Nurse in assisted-suicide case asks for no appeal

Barbara Mancini with husband Joe the day after a judge threw out her case. She had been accused of trying to help her sick father commit suicide.
Barbara Mancini with husband Joe the day after a judge threw out her case. She had been accused of trying to help her sick father commit suicide. (DAVID M WARREN / Staff Photographer)
Posted: February 14, 2014

Barbara Mancini pleaded Wednesday for Pennsylvania Attorney General Kathleen Kane not to appeal a judge's decision to dismiss assisted-suicide charges against the Philadelphia nurse in the death of her father.

"Please don't do this," Mancini, 58, said at a news conference at her Roxborough home. She was arrested Feb. 4, 2013, after handing her terminally ill father, 93, legally prescribed morphine. After a hospice nurse called police, Mancini's father, Joseph Yourshaw of Pottsville, was taken to a hospital and revived.
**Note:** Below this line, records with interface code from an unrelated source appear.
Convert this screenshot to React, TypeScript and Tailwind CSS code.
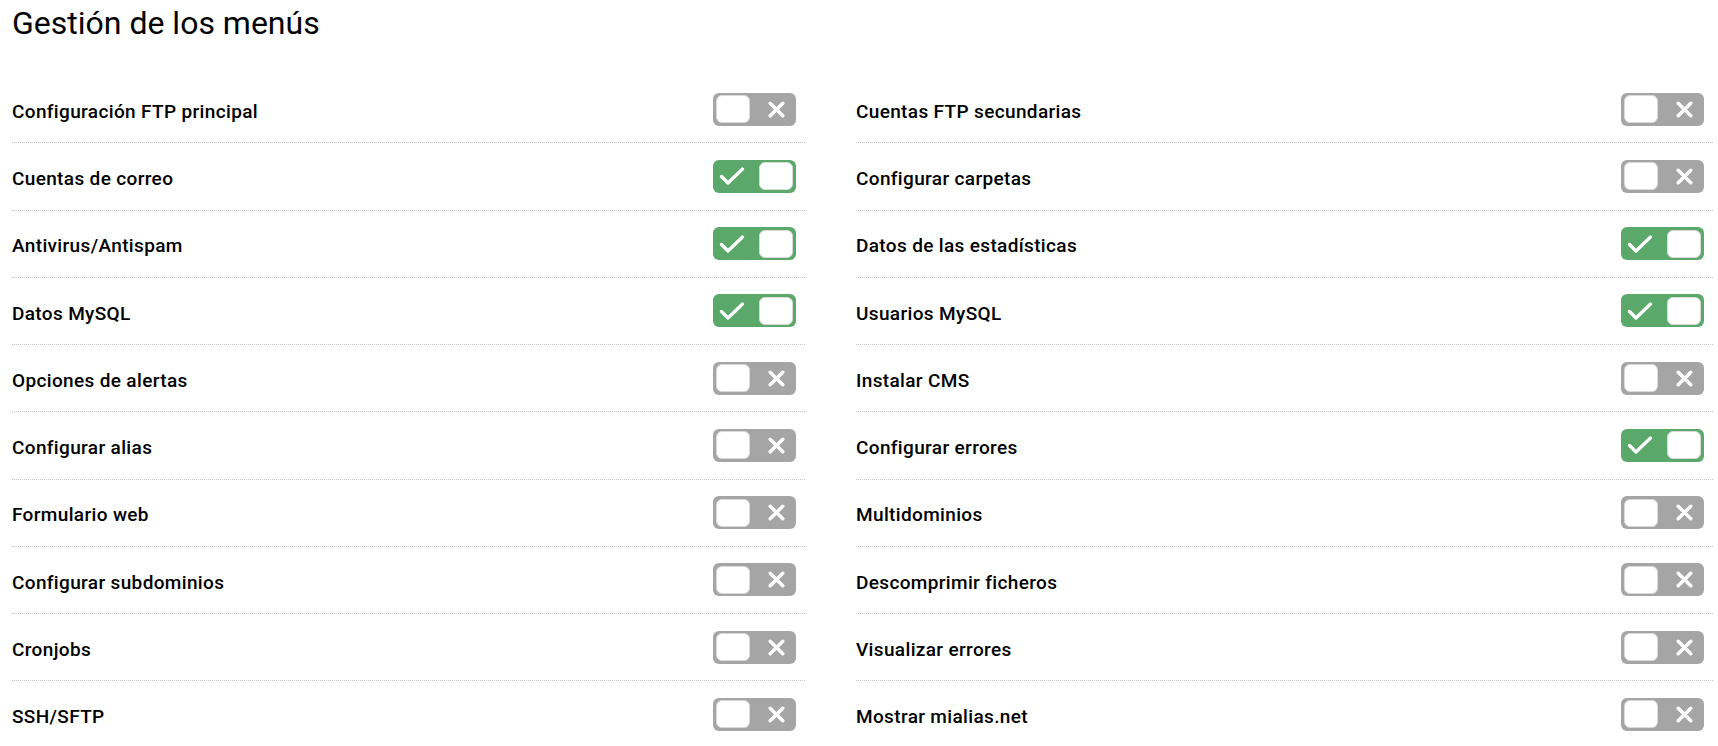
import React from "react";

type Item = { label: string; on: boolean };

const left: Item[] = [
  { label: "Configuración FTP principal", on: false },
  { label: "Cuentas de correo", on: true },
  { label: "Antivirus/Antispam", on: true },
  { label: "Datos MySQL", on: true },
  { label: "Opciones de alertas", on: false },
  { label: "Configurar alias", on: false },
  { label: "Formulario web", on: false },
  { label: "Configurar subdominios", on: false },
  { label: "Cronjobs", on: false },
  { label: "SSH/SFTP", on: false },
];

const right: Item[] = [
  { label: "Cuentas FTP secundarias", on: false },
  { label: "Configurar carpetas", on: false },
  { label: "Datos de las estadísticas", on: true },
  { label: "Usuarios MySQL", on: true },
  { label: "Instalar CMS", on: false },
  { label: "Configurar errores", on: true },
  { label: "Multidominios", on: false },
  { label: "Descomprimir ficheros", on: false },
  { label: "Visualizar errores", on: false },
  { label: "Mostrar mialias.net", on: false },
];

const Toggle = ({ on }: { on: boolean }) => {
  return (
    <div
      className={`flex items-center w-[83px] h-[33px] rounded-[6px] p-[3px] ${
        on ? "bg-[#5ba86b] flex-row-reverse" : "bg-[#a5a5a5]"
      }`}
    >
      {/* knob */}
      <div className="w-[34px] h-[28px] rounded-[6px] bg-white border border-[#d9d9d9]" />
      {on ? (
        <div className="flex-1 flex items-center justify-start pl-[3px]">
          <svg viewBox="0 0 26 18" className="w-[26px] h-[18px]" fill="none" stroke="white" strokeWidth="3.2" strokeLinecap="round" strokeLinejoin="round">
            <polyline points="2.5,9.5 9,16 23.5,2" />
          </svg>
        </div>
      ) : (
        <div className="flex-1 flex items-center justify-end pr-[8px]">
          <svg viewBox="0 0 17 17" className="w-[17px] h-[17px]" fill="none" stroke="white" strokeWidth="3.4" strokeLinecap="round">
            <line x1="2.2" y1="2.2" x2="14.8" y2="14.8" />
            <line x1="14.8" y1="2.2" x2="2.2" y2="14.8" />
          </svg>
        </div>
      )}
    </div>
  );
};

const Column = ({ items }: { items: Item[] }) => (
  <div className="flex flex-col">
    {items.map((it) => (
      <div
        key={it.label}
        className="flex items-center justify-between h-[67.25px] border-b border-dotted border-[#c4c4c4] pr-[9px]"
      >
        <span className="pt-[6px] text-[19px] tracking-[0.35px] font-medium text-black">{it.label}</span>
        <Toggle on={it.on} />
      </div>
    ))}
  </div>
);

export default function App() {
  return (
    <div className="w-[1718px] h-[746px] overflow-hidden bg-white pl-3 font-['Roboto',sans-serif]">
      <h1 className="pt-[5px] pb-[35px] text-[32px] leading-[36px] font-normal text-black">
        Gestión de los menús
      </h1>
      <div className="grid grid-cols-[793px_857px] gap-x-[51px]">
        <Column items={left} />
        <Column items={right} />
      </div>
    </div>
  );
}
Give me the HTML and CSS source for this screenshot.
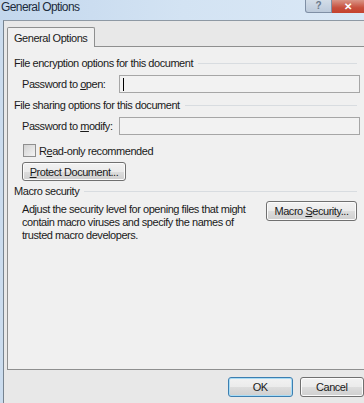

He died there four days later.

On Tuesday, Schuylkill County Court Judge Jacqueline Russell dismissed the case. She wrote in her 47-page opinion, "The commonwealth's case appears to have been based on little independent investigation, significant hearsay, including double hearsay received from third persons - speculation, guess, and defendant's alleged incriminating statements."

The Attorney General's Office said it would take until next week to decide whether to appeal.

Mancini's husband, Joe, was on the verge of tears Wednesday. "I hope Kathleen Kane decides to drop this thing and lets us get on with our lives," he said.

Barbara Mancini, who lost her job as an emergency room nurse at Lankenau Medical Center after her case went public, said she hoped to reapply now that it is over. A hospital spokeswoman said Mancini would be offered her job back.

But first her head has to stop spinning with joy and relief.

The advocacy group Compassion and Choices gave the Mancinis a $20,000 check Wednesday from its legal defense fund, collected from donations, to offset an estimated $100,000 in legal fees.

"I'm relieved and I'm happy, and that's something I haven't felt in over a year," Barbara Mancini said.

She said that not only were her own freedoms and rights violated by what she called an unjust prosecution, but her father's "end of life was nothing like he wanted it to be."

"A veteran of World War II, he fought for our freedoms, and his were stripped away at the end of his life. His end-of-life wishes, which were legal and stated, were violated, and I will never forget."